Belbin gave teams a language they still love forty years on. The Big Five gave psychology its most dependable measurement. The good news for your team: you don't actually have to choose.
Belbin-style role coverage, derived from measured Big Five data · free to start
If you've sat through a team workshop anywhere in the UK or Europe, you've probably met the wall of nine role cards: the Plant by the window, the Shaper who has already disagreed with the exercise, the Completer-Finisher quietly fixing the flipchart's spelling. Belbin's role language sticks because it names things teams actually feel. And if you've read any organisational psychology from the past thirty years, you've met its rival premise: that personality is best measured as five normed, continuous traits, not sorted into types or roles.
This page compares the two fairly: what Belbin genuinely does well, where its psychometrics have been criticised and how the criticism holds up, what the Big Five offers instead, and the bridge position most comparisons miss, where role language is derived from trait measurement rather than replacing it. It's part of our wider guide to the team personality assessment, which covers the whole landscape.
Meredith Belbin's model came out of a decade of observing management teams play business games at Henley in the 1970s, published in Management Teams: Why They Succeed or Fail (1981). His core observation holds up beautifully: teams don't succeed because every member is individually impressive; they succeed when members' contributions differ and interlock. Belbin named nine recurring contributions, grouped in three families. The action roles: the Shaper who drives and challenges, the Implementer who turns plans into work, the Completer-Finisher who polishes and ships. The people roles: the Coordinator who clarifies goals and pulls the group together, the Teamworker who smooths friction, the Resource-Investigator who scouts ideas and contacts beyond the team. And the thinking roles: the Plant who generates unconventional ideas, the Monitor-Evaluator who weighs options coolly, the Specialist who owns deep knowledge.

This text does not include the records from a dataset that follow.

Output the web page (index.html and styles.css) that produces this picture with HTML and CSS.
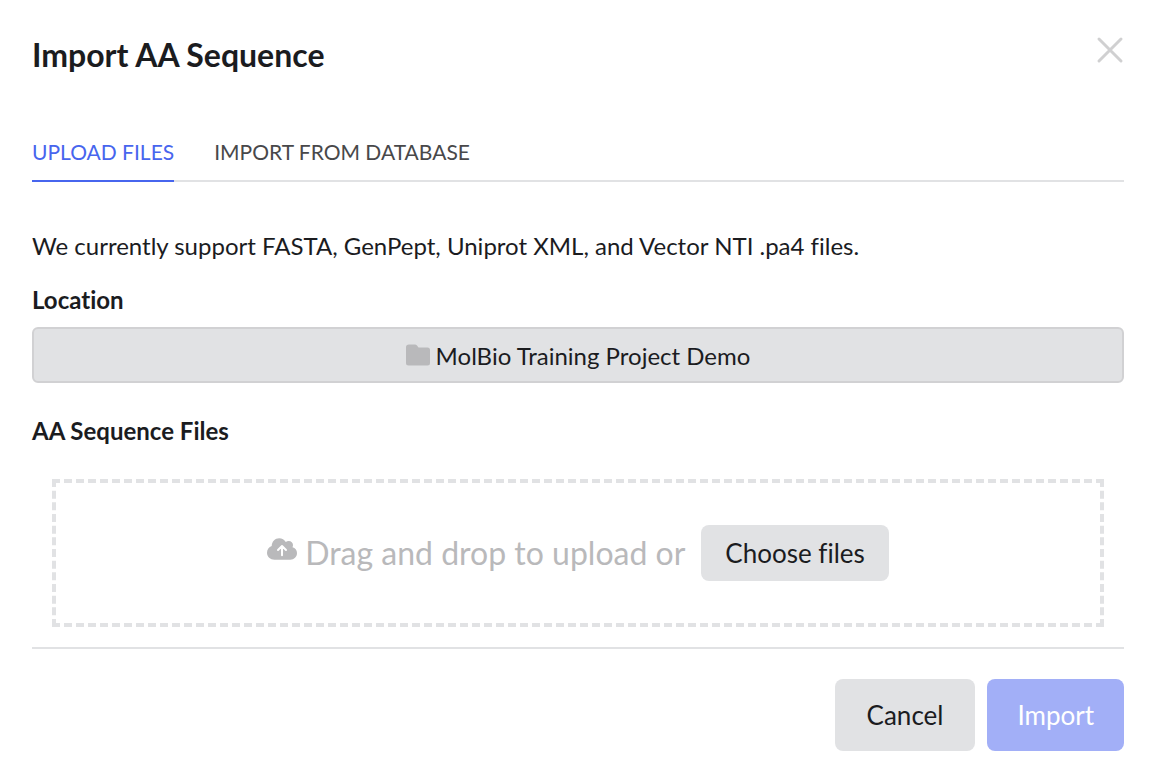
FILE: index.html
```
<!DOCTYPE html>
<html lang="en">
<head>
<meta charset="UTF-8" />
<meta name="viewport" content="width=device-width, initial-scale=1" />
<title>Import AA Sequence</title>
<link rel="stylesheet" href="styles.css">
</head>
<body>
    <main class="modal">
        <header class="modal-header">
            <h1>Import AA Sequence</h1>
            <button type="button" class="close-btn" aria-label="Close">
                <svg viewBox="0 0 28 28" width="28" height="28" fill="none" stroke="#d0d0d1" stroke-width="3" stroke-linecap="round">
                    <path d="M3 3 25 25M25 3 3 25" />
                </svg>
            </button>
        </header>

        <nav class="tabs">
            <a href="#upload" class="tab active">UPLOAD FILES</a>
            <a href="#database" class="tab">IMPORT FROM DATABASE</a>
        </nav>

        <form class="upload-form">
            <p class="hint">We currently support FASTA, GenPept, Uniprot XML, and Vector NTI .pa4 files.</p>

            <label for="location-btn">Location</label>
            <button type="button" id="location-btn" class="location-btn">
                <svg viewBox="0 0 24 22" width="24" height="22" fill="#b9b9bb">
                    <path d="M3 0.500H9Q10 0.500 11 1.500L12.500 3.500H21.500Q24 3.500 24 6V19Q24 21.500 21.500 21.500H2.500Q0 21.500 0 19V3Q0 0.500 3 0.500Z" />
                </svg>
                <span>MolBio Training Project Demo</span>
            </button>

            <label for="choose-btn">AA Sequence Files</label>
            <div class="dropzone">
                <svg class="cloud-icon" viewBox="0 0 30 22" width="30" height="22">
                    <path fill="#b9b9bb" d="M7.500 21.700C3.300 21.700 0 18.600 0 14.700 0 11.600 1.900 9.100 4.700 8.100 4.900 3.600 8 0.300 12.200 0.300 15 0.300 17.500 1.700 18.800 4 19.600 3.300 20.600 3 21.700 3 24.200 3 26 4.800 26 7.100 26 7.800 25.800 8.500 25.500 9.200 28.100 9.800 30 12.200 30 15 30 18.800 27 21.700 23.300 21.700Z" />
                    <path fill="none" stroke="#fff" stroke-width="2" stroke-linecap="round" stroke-linejoin="round" d="M15 17.300V8M11 12 15 8 19 12" />
                </svg>
                <span class="drop-text">Drag and drop to upload or</span>
                <button type="button" id="choose-btn" class="btn choose-btn">Choose files</button>
            </div>

            <footer class="modal-footer">
                <button type="button" class="btn">Cancel</button>
                <button type="submit" class="btn primary" disabled>Import</button>
            </footer>
        </form>
    </main>
</body>
</html>
```
FILE: styles.css
```
* {
    box-sizing: border-box;
}

body {
    margin: 0;
    background: #fff;
    color: #1b1c1f;
    font-family: Lato, "Liberation Sans", sans-serif;
    font-size: 24px;
    line-height: 32px;
    font-variant-ligatures: none;
}

button {
    font-family: inherit;
    font-variant-ligatures: inherit;
    color: inherit;
    border: none;
    cursor: pointer;
}

.modal {
    padding: 36px 30px 28px 32px;
}

.modal-header {
    display: flex;
    justify-content: space-between;
    align-items: flex-start;
}

h1 {
    margin: 0;
    font-size: 32px;
    line-height: 38px;
    font-weight: 700;
}

.close-btn {
    display: flex;
    padding: 0;
    background: transparent;
}

.tabs {
    display: flex;
    gap: 40px;
    margin-top: 62px;
    border-bottom: 2px solid #e1e2e4;
}

.tab {
    padding-bottom: 12px;
    margin-bottom: -2px;
    border-bottom: 2px solid transparent;
    color: #48484a;
    font-size: 21px;
    text-decoration: none;
}

.tab.active {
    color: #4765ee;
    border-color: #4765ee;
}

.upload-form {
    display: flex;
    flex-direction: column;
}

.hint {
    margin: 48px 0 22px;
}

label {
    font-weight: 700;
}

.location-btn {
    display: flex;
    align-items: center;
    justify-content: center;
    gap: 6px;
    height: 56px;
    margin: 11px 0 32px;
    background: #e1e2e4;
    border: 2px solid #d1d1d3;
    border-radius: 6px;
    font-size: 24px;
}

.dropzone {
    display: flex;
    align-items: center;
    justify-content: center;
    height: 148px;
    margin: 32px 20px 20px;
    border: 4px dashed #e1e2e4;
}

.cloud-icon {
    margin: 0 8px 8px 0;
}

.drop-text {
    color: #b9b9bb;
    font-size: 32px;
}

.btn {
    height: 72px;
    padding: 0 32px;
    background: #e1e2e4;
    border-radius: 8px;
    font-size: 26px;
}

.choose-btn {
    height: 56px;
    margin-left: 16px;
    padding: 0 24px;
}

.modal-footer {
    display: flex;
    justify-content: flex-end;
    gap: 12px;
    padding-top: 30px;
    border-top: 2px solid #e1e2e4;
}

.primary {
    padding: 0 30px;
    background: #a2aff7;
    color: #fff;
    cursor: default;
}
```
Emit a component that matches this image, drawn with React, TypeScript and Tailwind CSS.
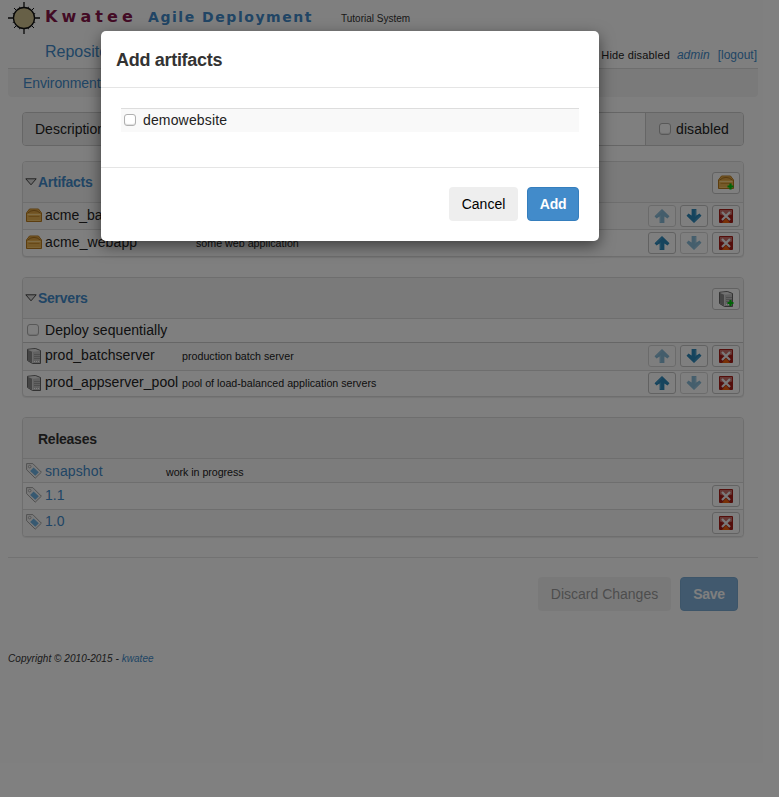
import type { ReactNode } from "react";

function Logo() {
  return (
    <svg width="32" height="32" viewBox="0 0 32 32" className="shrink-0">
      <g stroke="#111" strokeWidth="1.3">
        <path d="M16 0v32M0 16h32" />
        <path d="M6 6l20 20M26 6L6 26M11.500 4.800l9 22.400M20.500 4.800l-9 22.400M4.800 11.500l22.400 9M4.800 20.500l22.400-9" strokeWidth="1" />
      </g>
      <circle cx="16" cy="16" r="10.500" fill="#cfc08e" stroke="#111" strokeWidth="1.300" />
    </svg>
  );
}

function BoxIcon({ plus = false }: { plus?: boolean }) {
  return (
    <svg width="16" height="16" viewBox="0 0 16 16" className="block shrink-0">
      <path d="M.5 13.500V5L3.500 1h9l3 4v8.500z" fill="#ecb553" stroke="#b87a1e" />
      <path d="M1.200 5L4 1.600h8L14.800 5z" fill="#e0a545" />
      <path d="M1.500 5.200Q8 -.5 14.500 5.200" fill="none" stroke="#a06a1c" strokeWidth=".8" />
      <path d="M1.500 6.500h13" stroke="#ffd98c" />
      <path d="M2.500 8.500h11" stroke="#cf9233" />
      <path d="M1.500 12.500h13" stroke="#f6c86c" />
      {plus && <path d="M12.500 8.500v6M9.500 11.500h6" stroke="#00c60d" strokeWidth="2.200" />}
    </svg>
  );
}

function ServerIcon({ plus = false }: { plus?: boolean }) {
  return (
    <svg width="16" height="16" viewBox="0 0 16 16" className="block shrink-0">
      <path d="M1.500 1.300L9.500 .5l5 2v13H6.500l-5-3z" fill="#c2c2c2" stroke="#666" />
      <path d="M2 2l4.500 2v11L2 12.300z" fill="#8a8a8a" />
      <path d="M2 1.800l7-.8 5 2-7 .8z" fill="#e4e4e4" />
      <path d="M6.500 4v11" stroke="#e4e4e4" strokeWidth=".8" />
      <path d="M8 6.500h6M8 8.500h6M8 10.500h6" stroke="#959595" strokeWidth=".8" />
      <path d="M8 13.500h1M10 13.500h1M12 13.500h1" stroke="#fff" />
      {plus && <path d="M12.500 9v6M9.500 12h6" stroke="#00c60d" strokeWidth="2.200" />}
    </svg>
  );
}

function TagIcon() {
  return (
    <svg width="16" height="16" viewBox="0 0 16 16" className="block shrink-0">
      <path d="M.6 .6h6.200l8.600 8.600-6.200 6L.6 6.700z" fill="#f4f4f4" stroke="#999" strokeWidth=".9" />
      <circle cx="3.700" cy="3.600" r="1.300" fill="#fff" stroke="#999" strokeWidth=".8" />
      <path d="M7.600 4.500l5.200 4.700-3.500 3.500-5.200-4.700z" fill="#6fb2e2" />
    </svg>
  );
}

function ArrowIcon({ down = false }: { down?: boolean }) {
  return (
    <svg width="16" height="16" viewBox="0 0 16 16" className={down ? "block rotate-180" : "block"}>
      <path d="M8 1L15.500 8.300 13.500 10.600 10.400 8.600V15H5.600V8.600L2.500 10.600 .5 8.300z" fill="#2d88bb" />
      <path d="M8 2.500L2.500 8M6.600 7.500V14" fill="none" stroke="#4b9fcb" />
    </svg>
  );
}

function DeleteIcon() {
  return (
    <svg width="14" height="14" viewBox="0 0 14 14" className="block">
      <rect width="14" height="14" rx="1" fill="#a81c16" />
      <path d="M1 1h12v4.500Q7 8 1 5.500z" fill="#cd706a" />
      <path d="M3 14l4-5 4 5z" fill="#f0600c" />
      <path d="M3 3l8 8M11 3l-8 8" stroke="#f4f4f4" strokeWidth="2.200" />
    </svg>
  );
}

function IconButton({ children, faded = false }: { children: ReactNode; faded?: boolean }) {
  return (
    <button
      className={
        faded
          ? "flex h-[22px] w-7 items-center justify-center rounded-[3px] border border-[#bbb] bg-white opacity-55"
          : "flex h-[22px] w-7 items-center justify-center rounded-[3px] border border-[#c4c4c4] bg-white"
      }
    >
      {children}
    </button>
  );
}

function Checkbox() {
  return <span className="block h-3 w-3 shrink-0 rounded-[3px] border border-[#b0b0b0] bg-white shadow-[inset_0_-1px_1px_#ddd]" />;
}

function RowActions({ first }: { first: boolean }) {
  return (
    <div className="ml-auto flex gap-1 pr-[3px]">
      <IconButton faded={first}><ArrowIcon /></IconButton>
      <IconButton faded={!first}><ArrowIcon down /></IconButton>
      <IconButton><DeleteIcon /></IconButton>
    </div>
  );
}

const heading = "font-bold tracking-[-0.25px]";
const note = "whitespace-nowrap text-[10.7px]";

function PanelHead({ title, children }: { title: string; children: ReactNode }) {
  return (
    <div className="flex h-10 items-center bg-[#f5f5f5] pr-[3px] pl-[2px]">
      <svg width="12" height="8" viewBox="0 0 12 8" className="shrink-0">
        <path d="M.8 .8h10.400L6 6.800z" fill="#ddd" stroke="#444" />
      </svg>
      <span className={heading + " ml-[1px] text-[#428bca]"}>{title}</span>
      <div className="ml-auto pt-[2px]">{children}</div>
    </div>
  );
}

const panel = "mx-[14px] flex flex-col overflow-hidden rounded-[4px] border border-[#ddd] bg-white shadow-[0_1px_1px_rgba(0,0,0,0.08)]";

function Page() {
  return (
    <div className="h-[797px] w-[779px] bg-white pl-2 pr-[21px]">
      <header className="flex h-[36px] items-start pt-[2px]">
        <Logo />
        <span className="ml-[5px] w-[103px] whitespace-nowrap pt-[5px] font-['DejaVu_Sans'] text-[16px] leading-5 font-bold tracking-[4.1px] text-[#86164a]">Kwatee</span>
        <span className="w-[193px] whitespace-nowrap pt-[5px] font-['DejaVu_Sans'] text-[14px] leading-5 font-bold tracking-[1.55px] text-[#428bca]">Agile Deployment</span>
        <span className="pt-[9px] text-[10px] leading-4 text-[#333]">Tutorial System</span>
      </header>
      <nav className="flex h-[33px] items-center border-b border-[#ddd] pl-[37px]">
        <span className="text-[16px] leading-5 text-[#428bca]">Repository</span>
        <div className="ml-auto flex items-center pt-[5px] pr-[1px] leading-4">
          <span className="text-[11px] tracking-[0.15px]">Hide disabled</span>
          <span className="ml-[7px] text-[12px] text-[#428bca] italic">admin</span>
          <span className="ml-[8px] text-[12px] text-[#428bca]">[logout]</span>
        </div>
      </nav>
      <div className="flex h-7 items-center rounded-b-[4px] bg-[#f5f5f5] pl-[15px] tracking-[-0.1px] text-[#428bca]">Environments</div>

      <div className="mx-[14px] mt-[15px] flex h-[34px] overflow-hidden rounded-[4px] border border-[#ccc]">
        <div className="flex w-[90px] items-center bg-[#eee] pl-3">Description</div>
        <div className="flex-1 border-x border-[#ccc] bg-white" />
        <div className="flex w-[97px] items-center gap-[5px] bg-[#eee] pl-[13px] tracking-[0.1px]"><Checkbox />disabled</div>
      </div>

      <section className={panel + " mt-[15px]"}>
        <PanelHead title="Artifacts"><IconButton><BoxIcon plus /></IconButton></PanelHead>
        <div className="flex h-[27px] items-center border-t border-[#ddd] bg-[#f9f9f9] pl-[3px]">
          <BoxIcon /><span className="ml-[3px] pb-[2px]">acme_batch</span><RowActions first />
        </div>
        <div className="flex h-[27px] items-center border-t border-[#ddd] pl-[3px]">
          <BoxIcon /><span className="ml-[3px] w-[151px] pb-[2px] tracking-[0.1px]">acme_webapp</span>
          <span className={note}>some web application</span>
          <RowActions first={false} />
        </div>
      </section>

      <section className={panel + " mt-5"}>
        <PanelHead title="Servers"><IconButton><ServerIcon plus /></IconButton></PanelHead>
        <div className="flex h-6 items-center gap-[6px] border-t border-[#ddd] pb-[2px] pl-1"><Checkbox /><span className="tracking-[0.05px]">Deploy sequentially</span></div>
        <div className="flex h-[28px] items-center border-t border-[#ccc] bg-[#f9f9f9] pb-[2px] pl-[3px]">
          <ServerIcon /><span className="ml-[3px] w-[137px] pb-[2px] tracking-[0.05px]">prod_batchserver</span>
          <span className={note}>production batch server</span>
          <RowActions first />
        </div>
        <div className="flex h-[26px] items-center border-t border-[#ddd] pb-[1px] pl-[3px]">
          <ServerIcon /><span className="ml-[3px] w-[137px] pb-[2px] tracking-[0.05px]">prod_appserver_pool</span>
          <span className={note}>pool of load-balanced application servers</span>
          <RowActions first={false} />
        </div>
      </section>

      <section className={panel + " mt-5"}>
        <div className={heading + " flex h-10 items-center bg-[#f5f5f5] pt-[2px] pl-[15px] text-[#333]"}>Releases</div>
        <div className="flex h-6 items-center border-t border-[#ddd] bg-[#f9f9f9] pl-[3px]">
          <TagIcon /><span className="ml-[3px] w-[121px] tracking-[0.1px] text-[#428bca]">snapshot</span>
          <span className={note + " pt-[2px] tracking-[-0.05px]"}>work in progress</span>
        </div>
        <div className="flex h-[27px] items-center border-t border-[#ddd] pl-[3px]">
          <div className="flex items-center pb-[2px]"><TagIcon /><span className="ml-[3px] text-[#428bca]">1.1</span></div><div className="ml-auto pr-[3px]"><IconButton><DeleteIcon /></IconButton></div>
        </div>
        <div className="flex h-[27px] items-center border-t border-[#ddd] bg-[#f9f9f9] pl-[3px]">
          <div className="flex items-center pb-[3px]"><TagIcon /><span className="ml-[3px] pb-[1px] text-[#428bca]">1.0</span></div><div className="ml-auto pr-[3px]"><IconButton><DeleteIcon /></IconButton></div>
        </div>
      </section>

      <div className="mt-5 flex h-[54px] items-end justify-end gap-[9px] border-t border-[#e5e5e5] pr-5">
        <button className="h-[34px] w-[133px] rounded-[4px] bg-[#eee] text-[#666] opacity-65">Discard Changes</button>
        <button className={heading + " h-[34px] w-[58px] rounded-[4px] border border-[#357ebd] bg-[#428bca] text-white opacity-65"}>Save</button>
      </div>
      <footer className="mt-[40px] text-[10px] leading-4 tracking-[0.05px] text-[#333] italic">Copyright © 2010-2015 - <span className="text-[#428bca]">kwatee</span></footer>
    </div>
  );
}

function Modal() {
  return (
    <div className="absolute inset-0 bg-black/50">
      <div className="mt-[31px] ml-[101px] flex h-[210px] w-[498px] flex-col rounded-[5px] bg-white text-[#222] shadow-[0_5px_15px_rgba(0,0,0,0.5)]">
        <h4 className="flex h-[57px] items-center border-b border-[#e5e5e5] pt-[2px] pl-[15px] text-[18px] font-bold tracking-[-0.3px] text-[#333]">Add artifacts</h4>
        <div className="h-[79px] px-5 pt-5">
          <div className="flex h-[24px] items-center gap-[7px] border-t border-[#ddd] bg-[#f9f9f9] pb-[1px] pl-[3px] tracking-[0.15px]"><Checkbox />demowebsite</div>
        </div>
        <div className="flex flex-1 items-start justify-end gap-[9px] border-t border-[#e5e5e5] pt-[19px] pr-5">
          <button className="h-[34px] w-[69px] rounded-[4px] bg-[#eee] text-black">Cancel</button>
          <button className={heading + " h-[34px] w-[52px] rounded-[4px] border border-[#357ebd] bg-[#428bca] text-white"}>Add</button>
        </div>
      </div>
    </div>
  );
}

export default function App() {
  return (
    <div className="relative h-[797px] w-[779px] overflow-hidden font-['Liberation_Sans',Arial,sans-serif] text-[14px] leading-5 text-[#222]">
      <Page />
      <Modal />
    </div>
  );
}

Members discover their preferred roles through the Belbin Team-Role Self-Perception Inventory, usually alongside observer assessments from colleagues, and a team then looks at its balance: which roles are doubled up, which are missing. It's administered through accredited practitioners and consultants, and it remains a staple of team away-days across the UK and Europe for a simple reason: within an hour, a team has a shared, blame-free vocabulary for who does what.
Credit first, because it's real. The role vocabulary is superb: concrete, dignified, and memorable enough that teams still use it years after the workshop. The team-balance idea (that a group needs its roles covered, and that gaps predict predictable failures) anticipated what composition research later confirmed with better instruments. The observer component was ahead of its time too: how colleagues experience you is data, and Belbin built it in decades before 360 feedback became routine. And the frame is kind. Nobody's role is the bad one, which makes the conversation safe enough for a real team to actually have.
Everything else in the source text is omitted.